Our chatgpt says this.
The PIMCO Income Fund (whether in USD, SGD-hedged, or other share classes) is not a stock, but a bond/income-focused mutual fund. Its price (NAV) works very differently from equities.
Why it’s unlikely to go back to $11 easily
Bond yields and NAVs move inversely: When interest rates were very low (pre-2022), bond prices were high, and the fund’s NAV hovered around $11. As rates shot up, bond prices fell, and so did the fund’s NAV.
For the NAV to climb back to $11, we’d need a huge fall in interest rates globally — to levels similar to, or lower than, the 2020–2021 period. That scenario looks less likely unless there’s a severe recession or crisis.
Why it probably won’t “go to $1”
The fund is diversified across global fixed income, with active management by PIMCO.
It pays steady monthly distributions (which is the main appeal — income, not capital growth).

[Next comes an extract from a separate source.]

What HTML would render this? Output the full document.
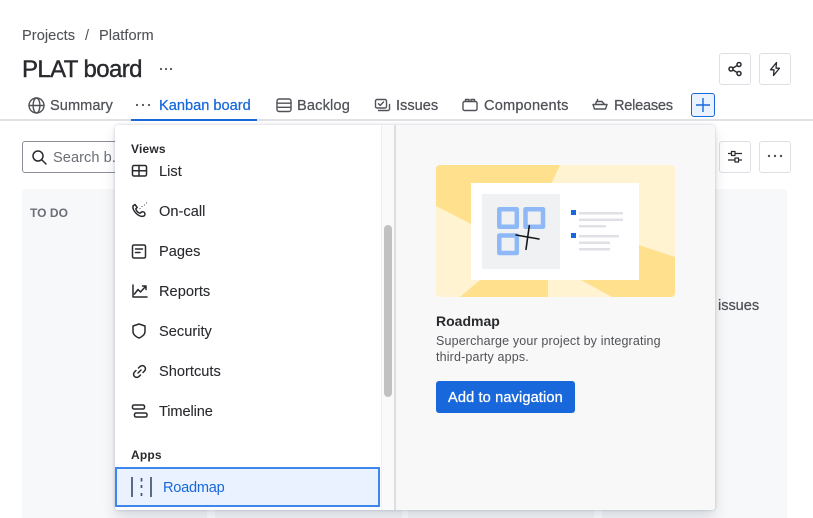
<!DOCTYPE html>
<html><head><meta charset="utf-8"><style>
html,body{margin:0;padding:0;background:#fff}
#r{position:relative;width:813px;height:518px;overflow:hidden;background:#fff;font-family:"Liberation Sans",sans-serif;color:#505258}
#r div,#r span,#r svg{position:absolute}
.t{white-space:nowrap;font-size:14.6px;line-height:20px}
.nav{color:#505258;font-weight:400;-webkit-text-stroke:.25px #505258}
.mi{color:#292a2e;font-size:14.6px;left:159px;white-space:nowrap;line-height:20px;-webkit-text-stroke:.1px #292a2e;letter-spacing:.02px}
.btn{width:30px;height:30px;border:1px solid #dcdfe4;border-radius:3px;background:#fff}
svg{fill:none;stroke:#292a2e;stroke-width:1.5;stroke-linecap:round;stroke-linejoin:round}
.col{top:189px;height:329px;background:#f7f8f9}
.ti{stroke:#505258;stroke-width:1.4}
</style></head><body><div id="r">

<div class="t" style="left:22px;top:26px;letter-spacing:.05px;-webkit-text-stroke:.1px #505258">Projects</div>
<div class="t" style="left:85px;top:26px">/</div>
<div class="t" style="left:99px;top:26px;letter-spacing:.05px;-webkit-text-stroke:.1px #505258">Platform</div>
<div class="t" style="left:22px;top:55px;font-size:24px;line-height:30px;color:#292a2e;-webkit-text-stroke:.4px #292a2e;letter-spacing:-.6px">PLAT board</div>
<svg style="left:159px;top:66px" width="14" height="6"><g fill="#505258" stroke="none"><circle cx="2" cy="3" r="1.1"/><circle cx="7" cy="3" r="1.1"/><circle cx="12" cy="3" r="1.1"/></g></svg>

<div class="btn" style="left:719px;top:53px"></div>
<svg style="left:727px;top:61px;stroke-width:1.5" width="16" height="16"><circle cx="4" cy="8" r="2"/><circle cx="12" cy="3.5" r="2"/><circle cx="12" cy="12.5" r="2"/><path d="M6 7l4.200-2.500M6 9l4.200 2.500"/></svg>
<div class="btn" style="left:759px;top:53px"></div>
<svg style="left:767px;top:61px;stroke-width:1.3" width="16" height="16"><path d="M9.500 1.500L3.500 8.800H7L6.500 14.500 12.500 7.200H9z"/></svg>

<!-- tabs -->
<svg class="ti" style="left:28px;top:97px" width="17" height="17"><circle cx="8.500" cy="8.500" r="7.500"/><ellipse cx="8.500" cy="8.500" rx="3.400" ry="7.500"/><path d="M1 8.500h15"/></svg>
<div class="t nav" style="left:50px;top:96px;letter-spacing:.05px">Summary</div>
<svg style="left:135px;top:102px" width="16" height="6"><g fill="#505258" stroke="none"><circle cx="2" cy="3" r="1.1"/><circle cx="8" cy="3" r="1.1"/><circle cx="14" cy="3" r="1.1"/></g></svg>
<div class="t" style="left:159px;top:96px;color:#1868db;-webkit-text-stroke:.25px #1868db;letter-spacing:0">Kanban board</div>
<svg class="ti" style="left:276px;top:98px" width="16" height="16"><rect x="1" y="1" width="14" height="12.500" rx="2"/><path d="M1 5.200h14M1 9.300h14"/></svg>
<div class="t nav" style="left:297px;top:96px;letter-spacing:.15px">Backlog</div>
<svg class="ti" style="left:374px;top:98px" width="17" height="14"><rect x="1.500" y="1.500" width="11" height="8.500" rx="1.500"/><path d="M4.500 5.700l1.700 1.700L9.500 4M4.500 12.500h9.500a1.500 1.500 0 0 0 1.500-1.500V6.500"/></svg>
<div class="t nav" style="left:396px;top:96px;letter-spacing:0">Issues</div>
<svg class="ti" style="left:462px;top:98px" width="16" height="14"><rect x="1" y="3.500" width="14" height="9" rx="1.500"/><path d="M3.500 3.500V1.500h3.500v2M9 3.500V1.500h3.500v2"/></svg>
<div class="t nav" style="left:484px;top:96px;letter-spacing:.18px">Components</div>
<svg class="ti" style="left:592px;top:98px" width="16" height="14"><path d="M1 6.500h14l-1.500 4.500h-11zM3.500 6.500l1-3h5.500l2.500 3M5.500 3.500V1.500"/></svg>
<div class="t nav" style="left:614px;top:96px;letter-spacing:-.25px">Releases</div>
<div style="left:691px;top:93px;width:22px;height:22px;border:1px solid #1868db;border-radius:3px;background:#e9f2fe"></div>
<svg style="left:695px;top:97px;stroke:#1868db;stroke-width:1.4;stroke-linecap:butt" width="16" height="16"><path d="M8 1v14M1 8h14"/></svg>
<div style="left:0;top:119px;width:813px;height:2px;background:#dfe1e4"></div>
<div style="left:131px;top:119px;width:126px;height:2px;background:#1868db"></div>

<!-- toolbar -->
<div style="left:22px;top:141px;width:120px;height:30px;border:1px solid #8c8f97;border-radius:3px;background:#fff"></div>
<svg style="left:32px;top:150px;stroke-width:1.5" width="15" height="15"><circle cx="6" cy="6" r="5"/><path d="M10 10l4 4"/></svg>
<div class="t" style="left:53px;top:148px;color:#6b6e76;letter-spacing:.05px">Search b...</div>
<div class="btn" style="left:719px;top:141px"></div>
<svg style="left:727px;top:149px;stroke-width:1.2;stroke-linecap:butt" width="16" height="16"><path d="M1 4.500h3.500M8 4.500h7M1 11h7M11.500 11H15"/><rect x="4.500" y="2.500" width="3.500" height="4"/><rect x="8" y="9" width="3.500" height="4"/></svg>
<div class="btn" style="left:759px;top:141px"></div>
<svg style="left:766px;top:153px" width="18" height="6"><g fill="#505258" stroke="none"><circle cx="3" cy="3" r="1.200"/><circle cx="9" cy="3" r="1.200"/><circle cx="15" cy="3" r="1.200"/></g></svg>

<!-- columns -->
<div class="col" style="left:22px;width:185px;border-radius:3px 0 0 0"></div>
<div class="col" style="left:215px;width:187px"></div>
<div class="col" style="left:408px;width:186px"></div>
<div class="col" style="left:602px;width:185px;border-radius:0 3px 0 0"></div>
<div class="t" style="left:30px;top:203px;font-size:12px;color:#6b6e76;font-weight:700;letter-spacing:.05px">TO DO</div>
<div class="t nav" style="left:718px;top:296px;letter-spacing:-.05px">issues</div>

<!-- popup -->
<div style="left:115px;top:125px;width:600px;height:385px;background:#fff;border-radius:3px;box-shadow:0 8px 14px rgba(9,30,66,.13),0 0 3px rgba(9,30,66,.2)"></div>
<div style="left:381px;top:125px;width:14px;height:385px;background:#fafafa;border-left:1px solid #eeeff1;box-sizing:border-box"></div>
<div style="left:394px;top:125px;width:2px;height:385px;background:#dcdfe2"></div>
<div style="left:396px;top:125px;width:319px;height:385px;background:#f8f8f8;border-radius:0 3px 3px 0"></div>
<div style="left:384px;top:225px;width:8px;height:172px;background:#c1c1c1;border-radius:4px"></div>

<div class="t" style="left:131px;top:139px;font-size:12px;font-weight:700;color:#292a2e;letter-spacing:.2px">Views</div>
<svg style="left:131px;top:164px" width="17" height="14"><rect x="1.500" y="1.500" width="14" height="10.500" rx="1.500"/><path d="M1.500 6.700h14M8 1.500v10.500"/></svg>
<div class="mi" style="top:162px">List</div>
<svg style="left:131px;top:202px" width="17" height="18"><path d="M2 4l2-1.500 2.200 3-1.400 1.300c.5 2 2.200 3.800 4.200 4.500l1.200-1"/><path d="M10.200 10.300a2.300 2.300 0 1 1 2 4c-5 .8-11-5.800-10.200-10.300"/><path d="M9 6.500h.01M11 4.500h.01M13.500 3h.01M15.500 1h.01" stroke-width="1.100"/></svg>
<div class="mi" style="top:202px">On-call</div>
<svg style="left:131px;top:244px" width="16" height="15"><rect x="1.500" y="1" width="13" height="13" rx="1.500"/><path d="M4.500 5h7M4.500 8.500h4.500"/></svg>
<div class="mi" style="top:242px">Pages</div>
<svg style="left:132px;top:284px" width="16" height="14"><path d="M1 1v12h14M2.500 10L6 5.500 8.500 8 13.500 2.500M10.500 2H14V5.500"/></svg>
<div class="mi" style="top:282px">Reports</div>
<svg style="left:132px;top:323px" width="14" height="16"><path d="M7 1l6 2v5.500c0 3-3 5.500-6 6.500-3-1-6-3.500-6-6.500V3z"/></svg>
<div class="mi" style="top:322px">Security</div>
<svg style="left:132px;top:364px" width="15" height="15"><path d="M6 9l3-3M6.500 4l1.500-1.500a3 3 0 0 1 4.500 4.500L11 8.500M8.500 11L7 12.500A3 3 0 0 1 2.500 8L4 6.500"/></svg>
<div class="mi" style="top:362px">Shortcuts</div>
<svg style="left:131px;top:404px" width="17" height="15"><rect x="1.500" y="1" width="12" height="4" rx="1.500"/><rect x="3.500" y="9" width="12.500" height="4" rx="1.500"/></svg>
<div class="mi" style="top:402px;letter-spacing:-.1px">Timeline</div>
<div class="t" style="left:131px;top:445px;font-size:12px;font-weight:700;color:#292a2e;letter-spacing:.2px">Apps</div>

<div style="left:115px;top:467px;width:265px;height:40px;box-sizing:border-box;background:#e9f2fe;border:2px solid #3d86ec"></div>
<svg style="left:130px;top:476px;stroke:#44546f;stroke-width:1.700;stroke-linecap:butt" width="24" height="22"><path d="M2 1v20M21 1v20"/><path d="M11.500 2v3.500M11.500 9v3M11.500 17v3"/></svg>
<div class="t" style="left:163px;top:478px;color:#1868db;letter-spacing:-.25px">Roadmap</div>

<!-- illustration -->
<svg style="left:436px;top:165px;stroke:none" width="239" height="132" viewBox="0 0 239 132">
<rect width="239" height="132" rx="4" fill="#fff3d1"/>
<path d="M4 0H124L110 30 35 59 0 41V4A4 4 0 0 1 4 0z" fill="#ffe08d"/>
<path d="M24 132L44 115H112V132z" fill="#ffe08d"/>
<path d="M145 115H203V80L239 92V128a4 4 0 0 1-4 4H176z" fill="#ffe08d"/>
<rect x="35" y="18" width="168" height="97" fill="#fff"/>
<rect x="46" y="29" width="78" height="75" fill="#f0f1f3"/>
<g fill="none" stroke="#8fb8f6" stroke-width="4.500"><rect x="63.300" y="44.300" width="17.500" height="17.500"/><rect x="89.500" y="44.300" width="17.500" height="17.500"/><rect x="63.300" y="70.500" width="17.500" height="17.500"/></g>
<path d="M93.300 60.700L90 84.300M80 70l23 4" fill="none" stroke="#16181b" stroke-width="1.600"/>
<rect x="135" y="45" width="5" height="5" fill="#1868db"/><rect x="135" y="68" width="5" height="5" fill="#1868db"/>
<g fill="#dfe1e5"><rect x="143" y="47" width="44" height="2.500"/><rect x="143" y="53.500" width="44" height="2.500"/><rect x="143" y="60" width="27" height="2.500"/><rect x="143" y="70" width="40" height="2.500"/><rect x="143" y="76.500" width="31" height="2.500"/><rect x="143" y="83" width="31" height="2.500"/></g>
</svg>

<div class="t" style="left:436px;top:311px;font-size:14px;font-weight:700;color:#292a2e;letter-spacing:0">Roadmap</div>
<div class="t" style="left:436px;top:333px;font-size:12.5px;color:#505258;letter-spacing:.15px;line-height:16px">Supercharge your project by integrating<br>third-party apps.</div>
<div style="left:436px;top:381px;width:139px;height:32px;background:#1868db;border-radius:3px"></div>
<div class="t" style="left:448px;top:388px;color:#fff;-webkit-text-stroke:.3px #fff;letter-spacing:.12px">Add to navigation</div>
</div></body></html>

NAV erosion can happen gradually if distributions consistently exceed income (a “return of capital”), or if credit/default losses hit the portfolio. But a collapse toward $1 would imply catastrophic losses across hundreds of bonds — very unlikely unless PIMCO itself implodes.
What’s more realistic
The NAV may stay in a range around today’s levels (say $7–$9, depending on rates).
Investors generally hold this fund for the monthly income stream, not for NAV appreciation.
If rates are cut, NAV might recover some ground, but a full return to $11 would require extraordinary rate conditions.

Think of it this way:
Stocks → held for growth.
This fund → held for income + some stability, not for big price upside.